__Dataset extract__

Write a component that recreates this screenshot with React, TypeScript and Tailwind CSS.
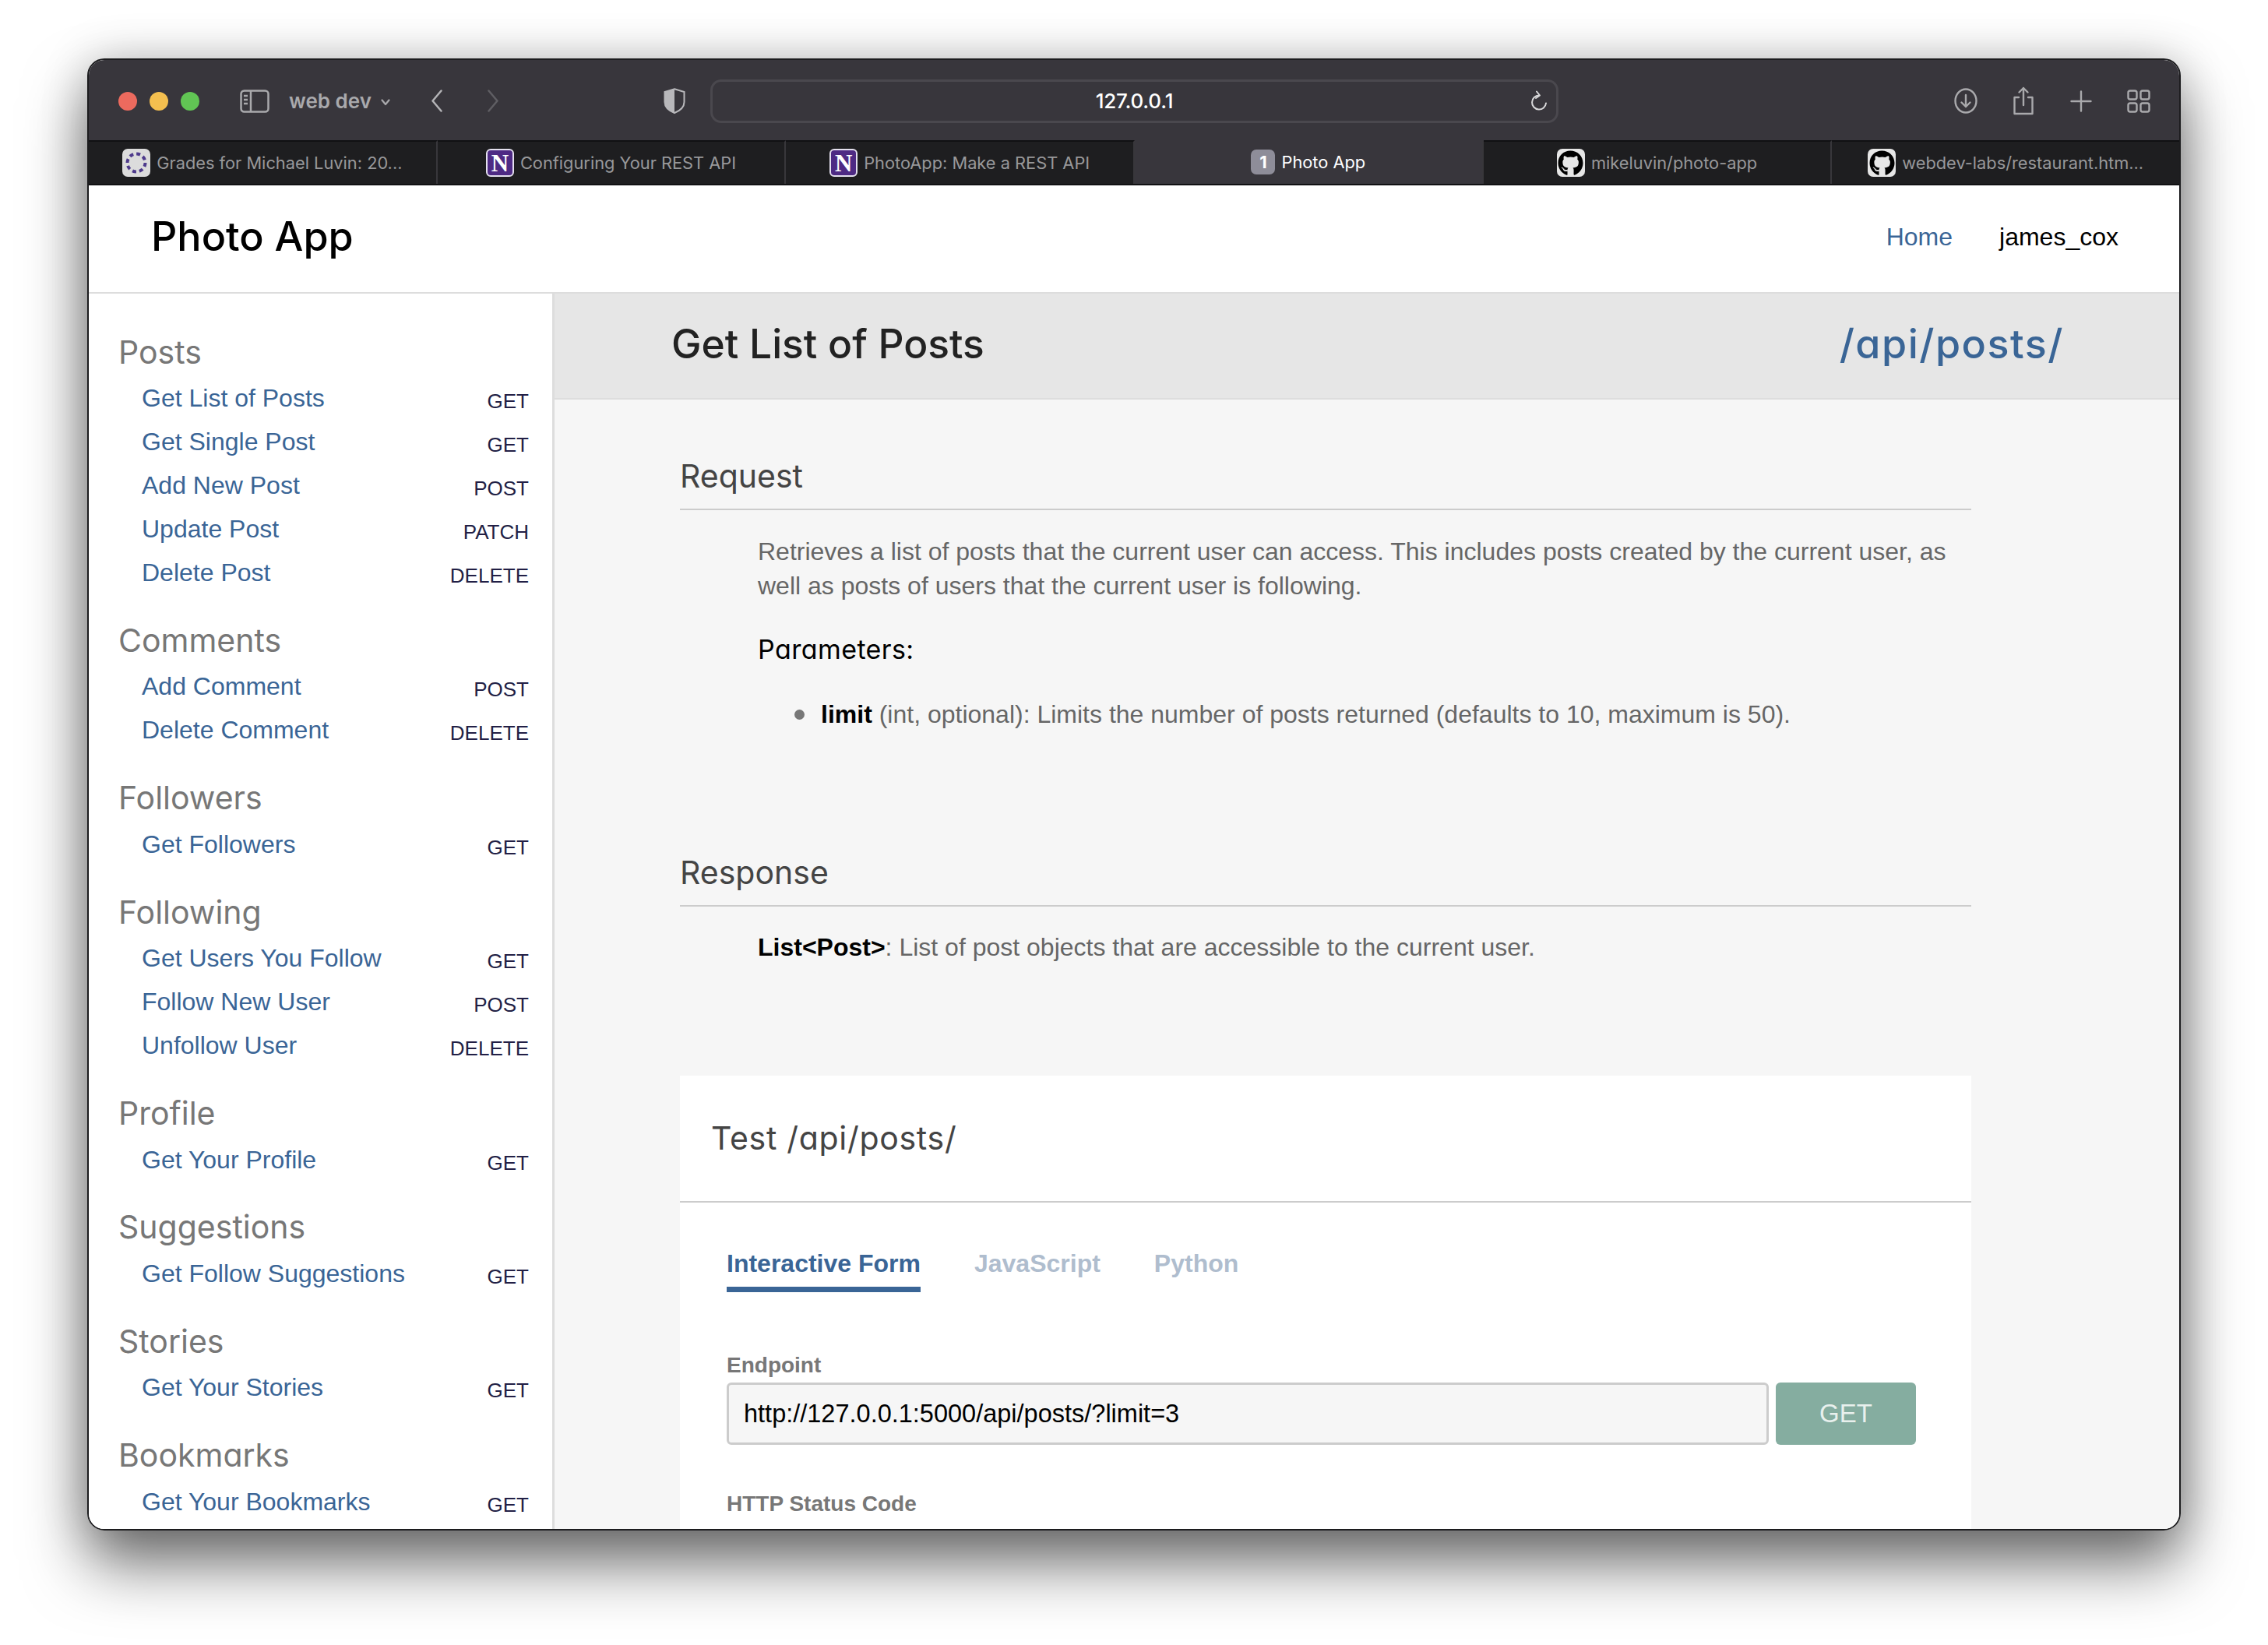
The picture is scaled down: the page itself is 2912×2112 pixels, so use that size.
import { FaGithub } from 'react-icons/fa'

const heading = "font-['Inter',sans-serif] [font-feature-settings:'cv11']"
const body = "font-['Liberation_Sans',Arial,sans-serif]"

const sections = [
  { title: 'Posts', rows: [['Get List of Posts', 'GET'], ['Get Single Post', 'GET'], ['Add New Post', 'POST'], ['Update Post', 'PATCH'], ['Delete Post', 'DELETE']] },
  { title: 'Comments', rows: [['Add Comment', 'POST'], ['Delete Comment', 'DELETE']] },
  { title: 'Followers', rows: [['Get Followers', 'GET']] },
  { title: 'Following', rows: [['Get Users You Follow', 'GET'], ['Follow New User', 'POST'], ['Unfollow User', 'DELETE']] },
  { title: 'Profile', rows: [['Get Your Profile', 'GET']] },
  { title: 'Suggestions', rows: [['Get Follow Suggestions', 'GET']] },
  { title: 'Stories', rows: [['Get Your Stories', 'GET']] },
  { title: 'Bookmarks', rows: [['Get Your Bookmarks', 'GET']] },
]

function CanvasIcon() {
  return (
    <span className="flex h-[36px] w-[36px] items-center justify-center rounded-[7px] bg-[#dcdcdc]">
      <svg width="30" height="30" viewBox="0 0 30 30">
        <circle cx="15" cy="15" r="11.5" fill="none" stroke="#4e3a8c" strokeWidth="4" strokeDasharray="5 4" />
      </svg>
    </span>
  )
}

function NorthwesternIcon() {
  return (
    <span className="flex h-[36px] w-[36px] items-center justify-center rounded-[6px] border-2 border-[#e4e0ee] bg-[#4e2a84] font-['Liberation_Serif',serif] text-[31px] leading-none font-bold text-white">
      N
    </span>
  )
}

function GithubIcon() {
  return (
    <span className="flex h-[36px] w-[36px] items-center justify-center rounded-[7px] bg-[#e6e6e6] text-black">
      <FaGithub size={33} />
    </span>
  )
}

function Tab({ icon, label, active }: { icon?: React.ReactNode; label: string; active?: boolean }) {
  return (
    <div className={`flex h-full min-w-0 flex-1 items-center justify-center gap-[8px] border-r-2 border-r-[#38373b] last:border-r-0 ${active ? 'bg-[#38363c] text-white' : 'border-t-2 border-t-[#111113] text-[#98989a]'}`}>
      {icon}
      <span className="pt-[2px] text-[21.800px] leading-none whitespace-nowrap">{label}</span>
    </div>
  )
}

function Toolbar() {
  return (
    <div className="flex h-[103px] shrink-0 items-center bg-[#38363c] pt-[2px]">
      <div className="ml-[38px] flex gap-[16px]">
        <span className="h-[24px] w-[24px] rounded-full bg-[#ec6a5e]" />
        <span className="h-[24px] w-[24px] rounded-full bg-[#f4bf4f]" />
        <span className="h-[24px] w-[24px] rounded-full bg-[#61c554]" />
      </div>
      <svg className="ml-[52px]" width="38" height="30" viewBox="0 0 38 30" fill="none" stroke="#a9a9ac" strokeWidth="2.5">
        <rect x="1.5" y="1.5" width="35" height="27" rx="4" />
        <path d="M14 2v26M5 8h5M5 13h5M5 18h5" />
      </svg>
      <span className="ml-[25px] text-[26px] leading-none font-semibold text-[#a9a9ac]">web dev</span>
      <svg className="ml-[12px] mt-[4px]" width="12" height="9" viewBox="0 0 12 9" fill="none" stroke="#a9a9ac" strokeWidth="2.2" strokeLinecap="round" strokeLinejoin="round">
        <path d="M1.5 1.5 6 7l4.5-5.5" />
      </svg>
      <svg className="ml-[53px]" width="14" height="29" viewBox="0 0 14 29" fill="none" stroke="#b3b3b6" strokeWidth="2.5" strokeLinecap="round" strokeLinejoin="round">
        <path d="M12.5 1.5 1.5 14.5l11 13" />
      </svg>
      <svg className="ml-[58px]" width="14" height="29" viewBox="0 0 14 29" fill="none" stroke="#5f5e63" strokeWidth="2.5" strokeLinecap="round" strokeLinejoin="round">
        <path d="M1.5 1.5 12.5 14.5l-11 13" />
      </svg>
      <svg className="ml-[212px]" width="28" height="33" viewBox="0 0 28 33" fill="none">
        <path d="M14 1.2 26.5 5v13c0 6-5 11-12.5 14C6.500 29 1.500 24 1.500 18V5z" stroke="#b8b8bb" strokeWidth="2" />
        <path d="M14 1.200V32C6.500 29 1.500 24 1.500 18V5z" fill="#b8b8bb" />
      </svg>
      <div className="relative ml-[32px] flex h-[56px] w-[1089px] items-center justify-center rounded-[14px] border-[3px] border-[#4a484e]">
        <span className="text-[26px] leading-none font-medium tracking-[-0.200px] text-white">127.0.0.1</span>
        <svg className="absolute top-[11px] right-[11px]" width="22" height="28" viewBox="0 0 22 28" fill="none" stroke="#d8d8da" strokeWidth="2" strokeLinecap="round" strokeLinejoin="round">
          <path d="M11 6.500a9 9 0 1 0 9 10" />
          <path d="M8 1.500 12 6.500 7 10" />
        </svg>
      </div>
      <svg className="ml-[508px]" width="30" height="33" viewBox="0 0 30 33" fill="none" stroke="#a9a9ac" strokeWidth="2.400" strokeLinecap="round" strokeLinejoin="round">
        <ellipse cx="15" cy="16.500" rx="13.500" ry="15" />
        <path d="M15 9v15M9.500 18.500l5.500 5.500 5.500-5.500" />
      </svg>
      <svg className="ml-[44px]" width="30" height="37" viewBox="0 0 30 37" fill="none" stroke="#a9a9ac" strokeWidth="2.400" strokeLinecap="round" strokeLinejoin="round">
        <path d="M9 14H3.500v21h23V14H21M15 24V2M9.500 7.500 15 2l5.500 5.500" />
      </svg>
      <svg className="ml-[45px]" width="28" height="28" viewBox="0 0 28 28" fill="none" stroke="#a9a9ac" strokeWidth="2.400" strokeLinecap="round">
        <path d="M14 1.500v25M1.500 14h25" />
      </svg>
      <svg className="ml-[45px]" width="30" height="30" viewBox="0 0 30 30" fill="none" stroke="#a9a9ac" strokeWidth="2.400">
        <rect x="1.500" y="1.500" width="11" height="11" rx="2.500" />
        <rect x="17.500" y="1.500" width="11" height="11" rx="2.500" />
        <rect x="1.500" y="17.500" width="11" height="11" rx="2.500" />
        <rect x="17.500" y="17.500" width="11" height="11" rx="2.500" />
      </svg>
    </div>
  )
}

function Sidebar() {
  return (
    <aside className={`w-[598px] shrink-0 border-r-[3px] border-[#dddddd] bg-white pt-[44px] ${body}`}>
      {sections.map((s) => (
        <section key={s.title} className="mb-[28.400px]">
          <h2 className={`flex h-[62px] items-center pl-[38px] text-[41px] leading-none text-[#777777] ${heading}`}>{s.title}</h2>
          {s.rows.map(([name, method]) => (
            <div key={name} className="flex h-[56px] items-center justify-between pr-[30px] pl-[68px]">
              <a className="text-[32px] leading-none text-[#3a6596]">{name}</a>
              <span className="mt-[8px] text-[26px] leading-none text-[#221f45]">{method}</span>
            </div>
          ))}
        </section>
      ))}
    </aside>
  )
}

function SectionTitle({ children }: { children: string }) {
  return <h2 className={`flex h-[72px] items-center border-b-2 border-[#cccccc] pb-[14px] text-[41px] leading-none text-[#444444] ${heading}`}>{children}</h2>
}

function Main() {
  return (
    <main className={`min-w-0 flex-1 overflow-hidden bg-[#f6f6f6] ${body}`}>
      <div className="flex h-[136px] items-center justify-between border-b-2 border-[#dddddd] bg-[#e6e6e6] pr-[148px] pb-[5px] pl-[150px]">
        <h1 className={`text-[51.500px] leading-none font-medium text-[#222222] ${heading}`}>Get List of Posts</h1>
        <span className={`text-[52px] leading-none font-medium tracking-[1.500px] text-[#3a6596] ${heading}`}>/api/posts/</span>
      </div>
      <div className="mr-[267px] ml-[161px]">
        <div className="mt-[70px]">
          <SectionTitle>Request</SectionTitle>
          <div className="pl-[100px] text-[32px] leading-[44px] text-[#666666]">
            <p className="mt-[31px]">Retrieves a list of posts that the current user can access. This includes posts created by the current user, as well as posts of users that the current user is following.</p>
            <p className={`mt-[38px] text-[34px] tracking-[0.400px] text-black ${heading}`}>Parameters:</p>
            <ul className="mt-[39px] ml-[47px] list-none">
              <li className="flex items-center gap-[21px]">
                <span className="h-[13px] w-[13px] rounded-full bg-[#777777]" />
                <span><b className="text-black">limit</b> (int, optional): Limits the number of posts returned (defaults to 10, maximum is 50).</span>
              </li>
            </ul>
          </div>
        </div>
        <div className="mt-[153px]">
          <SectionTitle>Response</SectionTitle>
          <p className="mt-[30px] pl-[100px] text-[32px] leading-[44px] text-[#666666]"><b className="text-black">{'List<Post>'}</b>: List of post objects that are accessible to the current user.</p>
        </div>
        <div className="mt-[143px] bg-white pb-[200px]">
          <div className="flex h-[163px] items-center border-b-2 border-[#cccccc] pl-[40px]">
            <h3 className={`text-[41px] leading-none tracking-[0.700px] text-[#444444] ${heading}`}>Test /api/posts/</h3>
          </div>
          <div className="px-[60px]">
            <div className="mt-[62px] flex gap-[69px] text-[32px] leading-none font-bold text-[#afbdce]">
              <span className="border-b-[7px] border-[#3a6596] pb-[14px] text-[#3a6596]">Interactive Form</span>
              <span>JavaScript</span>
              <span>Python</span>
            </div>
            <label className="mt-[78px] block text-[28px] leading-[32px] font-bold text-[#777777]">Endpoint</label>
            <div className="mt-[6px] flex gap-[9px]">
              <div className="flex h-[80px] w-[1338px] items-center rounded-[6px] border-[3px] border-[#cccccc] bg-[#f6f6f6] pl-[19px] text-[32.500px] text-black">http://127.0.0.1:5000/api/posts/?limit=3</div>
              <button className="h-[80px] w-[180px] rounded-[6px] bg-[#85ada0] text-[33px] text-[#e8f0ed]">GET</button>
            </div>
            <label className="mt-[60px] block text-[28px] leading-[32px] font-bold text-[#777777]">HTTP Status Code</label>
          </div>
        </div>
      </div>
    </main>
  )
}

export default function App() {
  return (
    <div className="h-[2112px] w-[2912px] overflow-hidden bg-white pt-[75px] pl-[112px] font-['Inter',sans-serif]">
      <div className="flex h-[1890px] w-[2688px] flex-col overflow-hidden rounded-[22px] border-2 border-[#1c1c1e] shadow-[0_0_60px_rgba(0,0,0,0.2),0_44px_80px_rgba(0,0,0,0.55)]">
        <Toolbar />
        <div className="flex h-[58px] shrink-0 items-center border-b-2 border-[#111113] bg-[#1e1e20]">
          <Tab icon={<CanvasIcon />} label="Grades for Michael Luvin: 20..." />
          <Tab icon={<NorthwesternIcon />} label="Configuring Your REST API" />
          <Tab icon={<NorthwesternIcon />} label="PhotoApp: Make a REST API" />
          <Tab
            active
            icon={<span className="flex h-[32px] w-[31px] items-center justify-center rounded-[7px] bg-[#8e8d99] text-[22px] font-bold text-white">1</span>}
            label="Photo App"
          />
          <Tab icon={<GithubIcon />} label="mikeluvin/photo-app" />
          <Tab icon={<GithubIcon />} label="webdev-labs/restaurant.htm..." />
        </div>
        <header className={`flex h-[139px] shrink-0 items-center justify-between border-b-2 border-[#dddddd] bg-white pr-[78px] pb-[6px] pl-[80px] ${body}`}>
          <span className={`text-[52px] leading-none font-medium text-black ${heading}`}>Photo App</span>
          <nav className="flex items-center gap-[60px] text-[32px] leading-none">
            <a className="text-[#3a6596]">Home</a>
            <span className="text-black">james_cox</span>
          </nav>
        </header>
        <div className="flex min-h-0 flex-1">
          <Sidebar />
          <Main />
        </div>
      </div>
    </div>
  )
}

__Task statement__
Select all lines in the listing that include the word "size".

__Complete output__
The picture is scaled down: the page itself is 2912×2112 pixels, so use that size.
      <FaGithub size={33} />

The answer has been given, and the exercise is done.